I joined the United Farm Workers in 1970. My father — along with Chavez and Huerta — trained me how to do house meetings and personal visits, how to recruit volunteers for picket lines, how to work with urgency and do follow-ups. What I learned with them would be absolutely formative for me.
My father was a tough taskmaster. One Saturday morning, I was supposed to be firing up a group of about 100 campaign volunteers, when I heard this very loud voice: “Animo, Fred, animo!”
My father’s message was timely and clear: Be courageous, and bring the fire.
He and I continued to work together throughout the ’70s, mostly on farm worker strikes and boycotts. After he retired in the ’80s, I brought him back to train a new generation of organizers for my own advocacy group, Neighbor to Neighbor, which I founded in support of the people of El Salvador.
Fred’s Philosophy Today
Today in America, democracy is yet again under siege. Over recent years, we’ve witnessed widespread disinformation, racism, xenophobia, homophobia, voter suppression, and a violent attempt to overturn the results of a presidential election. Over recent weeks, we’ve seen the U.S. Supreme Court’s reversal of abortion rights, along with its threats to upend LGBTQ rights next.
As the liberties of large swaths of the American people are put on the line, the situation grows ever more precarious. Fundamental respect for individual freedom and the cohesion of the nation suddenly look to be at risk. These days, we need thoughtful action to combat these trends.
For instruction on how to affect such action, we’d be wise to look to the work of Fred Ross.

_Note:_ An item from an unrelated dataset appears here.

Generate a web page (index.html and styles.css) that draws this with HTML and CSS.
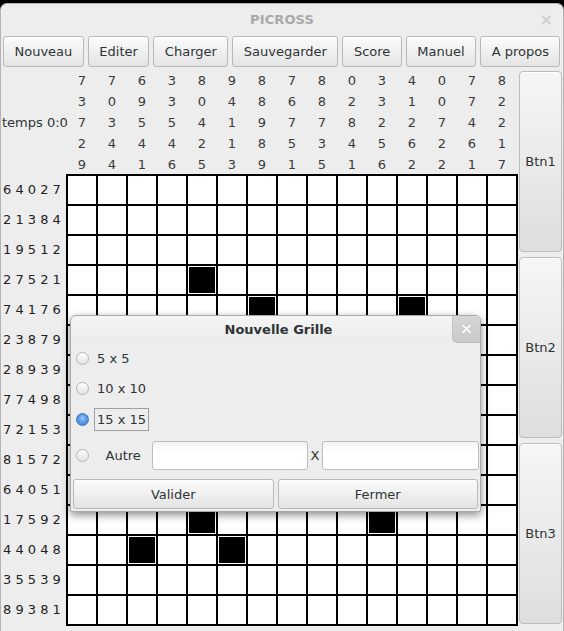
FILE: index.html
```html
<!DOCTYPE html>
<html lang="fr">
<head>
<meta charset="utf-8">
<title>PICROSS</title>
<link rel="stylesheet" href="styles.css">
</head>
<body>
<div class="window">
  <div class="titlebar">
    <span class="title">PICROSS</span>
    <span class="wclose">×</span>
  </div>
  <div class="toolbar">
    <button class="btn">Nouveau</button>
    <button class="btn">Editer</button>
    <button class="btn">Charger</button>
    <button class="btn">Sauvegarder</button>
    <button class="btn">Score</button>
    <button class="btn">Manuel</button>
    <button class="btn">A propos</button>
  </div>
  <div class="main">
    <div class="board">
      <div class="timer">temps 0:0</div>
      <div class="colclues">
        <span>7</span><span>7</span><span>6</span><span>3</span><span>8</span><span>9</span><span>8</span><span>7</span><span>8</span><span>0</span><span>3</span><span>4</span><span>0</span><span>7</span><span>8</span>
        <span>3</span><span>0</span><span>9</span><span>3</span><span>0</span><span>4</span><span>8</span><span>6</span><span>8</span><span>2</span><span>3</span><span>1</span><span>0</span><span>7</span><span>2</span>
        <span>7</span><span>3</span><span>5</span><span>5</span><span>4</span><span>1</span><span>9</span><span>7</span><span>7</span><span>8</span><span>2</span><span>2</span><span>7</span><span>4</span><span>2</span>
        <span>2</span><span>4</span><span>4</span><span>4</span><span>2</span><span>1</span><span>8</span><span>5</span><span>3</span><span>4</span><span>5</span><span>6</span><span>2</span><span>6</span><span>1</span>
        <span>9</span><span>4</span><span>1</span><span>6</span><span>5</span><span>3</span><span>9</span><span>1</span><span>5</span><span>1</span><span>6</span><span>2</span><span>2</span><span>1</span><span>7</span>
      </div>
      <div class="rowclues">
        <div>6 4 0 2 7</div>
        <div>2 1 3 8 4</div>
        <div>1 9 5 1 2</div>
        <div>2 7 5 2 1</div>
        <div>7 4 1 7 6</div>
        <div>2 3 8 7 9</div>
        <div>2 8 9 3 9</div>
        <div>7 7 4 9 8</div>
        <div>7 2 1 5 3</div>
        <div>8 1 5 7 2</div>
        <div>6 4 0 5 1</div>
        <div>1 7 5 9 2</div>
        <div>4 4 0 4 8</div>
        <div>3 5 5 3 9</div>
        <div>8 9 3 8 1</div>
      </div>
      <div class="grid">
        <span class="c"></span><span class="c"></span><span class="c"></span><span class="c"></span><span class="c"></span><span class="c"></span><span class="c"></span><span class="c"></span><span class="c"></span><span class="c"></span><span class="c"></span><span class="c"></span><span class="c"></span><span class="c"></span><span class="c"></span>
        <span class="c"></span><span class="c"></span><span class="c"></span><span class="c"></span><span class="c"></span><span class="c"></span><span class="c"></span><span class="c"></span><span class="c"></span><span class="c"></span><span class="c"></span><span class="c"></span><span class="c"></span><span class="c"></span><span class="c"></span>
        <span class="c"></span><span class="c"></span><span class="c"></span><span class="c"></span><span class="c"></span><span class="c"></span><span class="c"></span><span class="c"></span><span class="c"></span><span class="c"></span><span class="c"></span><span class="c"></span><span class="c"></span><span class="c"></span><span class="c"></span>
        <span class="c"></span><span class="c"></span><span class="c"></span><span class="c"></span><span class="c on"></span><span class="c"></span><span class="c"></span><span class="c"></span><span class="c"></span><span class="c"></span><span class="c"></span><span class="c"></span><span class="c"></span><span class="c"></span><span class="c"></span>
        <span class="c"></span><span class="c"></span><span class="c"></span><span class="c"></span><span class="c"></span><span class="c"></span><span class="c on"></span><span class="c"></span><span class="c"></span><span class="c"></span><span class="c"></span><span class="c on"></span><span class="c"></span><span class="c"></span><span class="c"></span>
        <span class="c"></span><span class="c"></span><span class="c"></span><span class="c"></span><span class="c"></span><span class="c"></span><span class="c"></span><span class="c"></span><span class="c"></span><span class="c"></span><span class="c"></span><span class="c"></span><span class="c"></span><span class="c"></span><span class="c"></span>
        <span class="c"></span><span class="c"></span><span class="c"></span><span class="c"></span><span class="c"></span><span class="c"></span><span class="c"></span><span class="c"></span><span class="c"></span><span class="c"></span><span class="c"></span><span class="c"></span><span class="c"></span><span class="c"></span><span class="c"></span>
        <span class="c"></span><span class="c"></span><span class="c"></span><span class="c"></span><span class="c"></span><span class="c"></span><span class="c"></span><span class="c"></span><span class="c"></span><span class="c"></span><span class="c"></span><span class="c"></span><span class="c"></span><span class="c"></span><span class="c"></span>
        <span class="c"></span><span class="c"></span><span class="c"></span><span class="c"></span><span class="c"></span><span class="c"></span><span class="c"></span><span class="c"></span><span class="c"></span><span class="c"></span><span class="c"></span><span class="c"></span><span class="c"></span><span class="c"></span><span class="c"></span>
        <span class="c"></span><span class="c"></span><span class="c"></span><span class="c"></span><span class="c"></span><span class="c"></span><span class="c"></span><span class="c"></span><span class="c"></span><span class="c"></span><span class="c"></span><span class="c"></span><span class="c"></span><span class="c"></span><span class="c"></span>
        <span class="c"></span><span class="c"></span><span class="c"></span><span class="c"></span><span class="c"></span><span class="c"></span><span class="c"></span><span class="c"></span><span class="c"></span><span class="c"></span><span class="c"></span><span class="c"></span><span class="c"></span><span class="c"></span><span class="c"></span>
        <span class="c"></span><span class="c"></span><span class="c"></span><span class="c"></span><span class="c on"></span><span class="c"></span><span class="c"></span><span class="c"></span><span class="c"></span><span class="c"></span><span class="c on"></span><span class="c"></span><span class="c"></span><span class="c"></span><span class="c"></span>
        <span class="c"></span><span class="c"></span><span class="c on"></span><span class="c"></span><span class="c"></span><span class="c on"></span><span class="c"></span><span class="c"></span><span class="c"></span><span class="c"></span><span class="c"></span><span class="c"></span><span class="c"></span><span class="c"></span><span class="c"></span>
        <span class="c"></span><span class="c"></span><span class="c"></span><span class="c"></span><span class="c"></span><span class="c"></span><span class="c"></span><span class="c"></span><span class="c"></span><span class="c"></span><span class="c"></span><span class="c"></span><span class="c"></span><span class="c"></span><span class="c"></span>
        <span class="c"></span><span class="c"></span><span class="c"></span><span class="c"></span><span class="c"></span><span class="c"></span><span class="c"></span><span class="c"></span><span class="c"></span><span class="c"></span><span class="c"></span><span class="c"></span><span class="c"></span><span class="c"></span><span class="c"></span>
      </div>
    </div>
    <div class="side">
      <button class="sbtn">Btn1</button>
      <button class="sbtn">Btn2</button>
      <button class="sbtn">Btn3</button>
    </div>
  </div>
</div>

<div class="dialog">
  <div class="dtitle">Nouvelle Grille<span class="dclose">×</span></div>
  <div class="dbody">
    <div class="opt"><span class="radio"></span><span class="olabel">5 x 5</span></div>
    <div class="opt"><span class="radio"></span><span class="olabel">10 x 10</span></div>
    <div class="opt"><span class="radio checked"></span><span class="olabel focus">15 x 15</span></div>
    <div class="other">
      <span class="radio"></span>
      <span class="otext">Autre</span>
      <span class="field f1"></span>
      <span class="xsep">X</span>
      <span class="field f2"></span>
    </div>
    <div class="dbuttons">
      <button class="btn dbtn">Valider</button>
      <button class="btn dbtn">Fermer</button>
    </div>
  </div>
</div>
</body>
</html>
```

FILE: styles.css
```css
* {
  box-sizing: border-box;
}

html, body {
  margin: 0;
  padding: 0;
  background: #000;
  width: 564px;
  height: 631px;
  overflow: hidden;
  font-family: "DejaVu Sans", sans-serif;
  font-size: 13px;
  color: #2e3436;
}

.window {
  margin-top: 3px;
  height: 628px;
  background: #ededed;
  border: 1px solid #b4b4b4;
  border-bottom: none;
  border-radius: 7px 7px 0 0;
  overflow: hidden;
}

.titlebar {
  height: 30px;
  display: flex;
  align-items: center;
  justify-content: center;
  position: relative;
}

.title {
  font-weight: bold;
  font-size: 13px;
  color: #a9a9a9;
  letter-spacing: 0.1px;
}

.wclose {
  position: absolute;
  right: 10px;
  top: 6px;
  font-size: 16px;
  font-weight: bold;
  color: #cfcfcf;
}

.toolbar {
  display: flex;
  gap: 4px;
  padding: 2px 0 0 2px;
}

.btn {
  height: 31px;
  padding: 0 10.5px;
  font-family: "DejaVu Sans", sans-serif;
  font-size: 13px;
  color: #2e3436;
  border: 1px solid #b9b9b9;
  border-radius: 3px;
  background: linear-gradient(#fbfbfb, #e4e4e4);
  box-shadow: inset 0 1px 0 #fff;
}

.main {
  display: flex;
}

.board {
  display: grid;
  grid-template-columns: 65px 452px;
  grid-template-rows: 107px 452px;
}

.timer {
  padding: 45px 0 0 1px;
  line-height: 21px;
  white-space: nowrap;
}

.colclues {
  display: grid;
  grid-template-columns: repeat(15, 30px);
  grid-auto-rows: 21px;
  padding: 3px 0 0 1px;
  line-height: 21px;
  justify-items: center;
  color: #3b3b3b;
}

.rowclues {
  padding: 1px 0 0 2px;
}

.rowclues div {
  height: 30px;
  line-height: 30px;
  white-space: nowrap;
  color: #222;
}

.grid {
  display: grid;
  grid-template-columns: repeat(15, 30px);
  grid-auto-rows: 30px;
  border: 1px solid #000;
  background: #fff;
}

.c {
  border: 1px solid #000;
  background: #fff;
}

.c.on {
  background: #000;
  box-shadow: inset 0 0 0 1px #fff;
}

.side {
  display: flex;
  flex-direction: column;
  gap: 5px;
  padding-top: 4px;
  margin-left: 1px;
}

.sbtn {
  width: 43px;
  height: 181px;
  padding: 0;
  font-family: "DejaVu Sans", sans-serif;
  font-size: 13px;
  color: #2e3436;
  border: 1px solid #bcbcbc;
  border-radius: 4px;
  background: linear-gradient(#f6f6f6, #dedede);
  box-shadow: inset 0 1px 0 #fff;
}

/* dialog */
.dialog {
  position: absolute;
  left: 70px;
  top: 315px;
  width: 411px;
  background: #ededed;
  border: 1px solid #a9a9a9;
  border-radius: 6px 6px 2px 2px;
  box-shadow: 0 3px 9px rgba(0, 0, 0, 0.45);
}

.dtitle {
  position: relative;
  height: 27px;
  line-height: 28px;
  text-align: center;
  font-weight: bold;
  padding-left: 6px;
  color: #2e3436;
  border-radius: 6px 6px 0 0;
  background: linear-gradient(#f4f4f4, #ececec);
}

.dclose {
  position: absolute;
  right: 0;
  top: 0;
  width: 28px;
  height: 27px;
  line-height: 25px;
  text-align: center;
  font-size: 16px;
  font-weight: bold;
  color: #fff;
  text-shadow: 0 0 1px #9a9a9a;
  background: linear-gradient(#d6d6d6, #c9c9c9);
  border-left: 1px solid #c2c2c2;
  border-bottom: 1px solid #bdbdbd;
  border-radius: 0 5px 0 5px;
}

.dbody {
  display: flex;
  flex-direction: column;
  padding: 0 0 2px 0;
}

.opt {
  height: 30.5px;
  display: flex;
  align-items: center;
  padding-left: 5px;
}

.radio {
  width: 13px;
  height: 13px;
  flex: 0 0 13px;
  border-radius: 50%;
  border: 1px solid #b3b3b3;
  background: linear-gradient(#ffffff, #e2e2e2);
}

.radio.checked {
  border-color: #3a77c0;
  background: radial-gradient(circle at 50% 40%, #9cc6f3 0, #5b9be4 45%, #3d7dd0 100%);
}

.olabel {
  margin-left: 5px;
  padding: 0 2px;
  border: 1px solid transparent;
  line-height: 21px;
}

.olabel.focus {
  border-color: #a0a0a0;
}

.other {
  display: flex;
  align-items: center;
  height: 29px;
  margin-top: 6.5px;
  padding: 0 1px 0 5px;
}

.otext {
  width: 46px;
  margin-left: 16.5px;
  flex: 0 0 46px;
}

.field {
  height: 29px;
  background: linear-gradient(#f4f4f4, #ffffff 40%);
  border: 1px solid #bdbdbd;
  border-radius: 3px;
}

.f1 {
  flex: 0 0 156px;
}

.xsep {
  margin: 0 3px;
}

.f2 {
  flex: 1;
}

.dbuttons {
  display: flex;
  gap: 4px;
  padding: 0 2px;
  margin-top: 9px;
}

.dbtn {
  flex: 1;
  height: 30px;
}
```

My father channeled anger and frustration into practical political movement. He showed people how to lay the foundation of member-led movements that could change institutions and enact policies that would improve lives. He mobilized people to challenge the status quo wherever the status quo was unjust. He taught people how to stand up to police brutality, to fight segregation, to organize voter registration and voter turnout campaigns, and more. He instilled courage.
He worked from the understanding that while protests can draw attention to create sustainable change, it is the hard work of political persistence and working-class organization that would build real power and give people a lasting say in the decisions that shape their living and working conditions. He was patient but always acted with a sense of urgency, and he instilled those qualities in those whom he mentored.
He listened more than he spoke. He made it about the people’s story, not his. That was the cornerstone of his version of thoughtful action.
My father once said, “An organizer is a leader who does not lead but gets behind the people and pushes.” He was not an egotistical man and couldn’t have given a damn whether his name was mentioned in the history books. Instead, he always remained focused on the larger goal: to empower as many people as possible with the skills and knowledge they’d need to form mass movements for their rights and freedoms — movements so persuasive in their genuine righteousness that they would ultimately be impossible to ignore, subvert, or suppress.
He helped people realize they had a voice and that they ought to be confident in raising it — and so should we all. If we take a page from Fred’s book, we might just be able to help people find their voices within the movement for expanded rights, worker unity, civil rights, and any other democratic undertaking we seek to promote.
My father understood that for democracy to exist, we must listen closely and then take informed, courageous action. If we all understand that, then we stand more than a fighting chance against the tyranny we’re facing today.